Mar 23rd, 2015 - Oliver Boyd-Barrett, “Conflict Journalism and the Washington Consensus: Lessons from Ukraine” (Si-mian Lectures on Humanities No. 282)

2016-03-16  

Title: Conflict Journalism and the Washington Consensus: Lessons from Ukraine

Lecturer: Oliver Boyd-Barrett (Professor of Bowling Green State University, Ohio, USA)

Chairperson: LV Xinyu (Professor, Department of Communication, East China Normal University)

Date: 2 pm, March 23rd, 2016 (Wednesday)

Venue: Room 5303, Building of School of Humanities, Minhang Campus, ECNU

Sponsor: Si-mian Institute for Advanced Studies in Humanities, ECNU

  

Abstract of the Lecture:

Western mainstream media spin narratives of conflict that undermine nuanced understanding. When nuclear powers are implicated the stakes are extremely high. A pre-condition for responsible journalism is diversity of perspective. Notwithstanding the digital age, a concentrated circle of well-resourced, prestigious media lie close to major centers of power. They overshadow a fragmented cluster of more contentious media, modestly endowed, less prestigious, addressing mostly smaller audiences that hold little or no threat to power. The lecturer explores this theme with reference to major points of tension between western mainstream and alternative media discourses in coverage of the Ukraine conflict.

  

Brief Introduction of the Lecturer:

Dr.
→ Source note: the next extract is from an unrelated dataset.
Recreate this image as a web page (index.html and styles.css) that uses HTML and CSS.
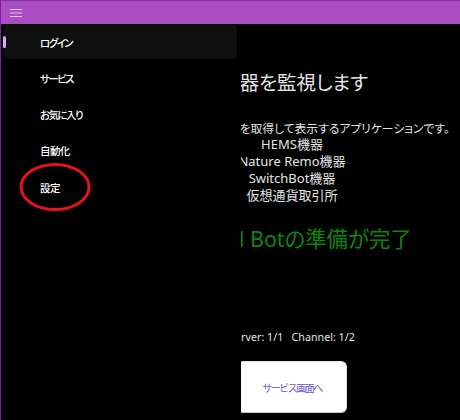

Oliver Boyd-Barrett joined Bowling Green State University’s School of Communication Studies as Director in 2005, a position he held for three years before deciding to return to faculty in the Department of Journalism. Dr. Boyd-Barrett has published extensively on educational and management communications, international news media, and the political economy of mass communication. He is founding chair of the division for Global Communication and Social Change in the International Communication Association.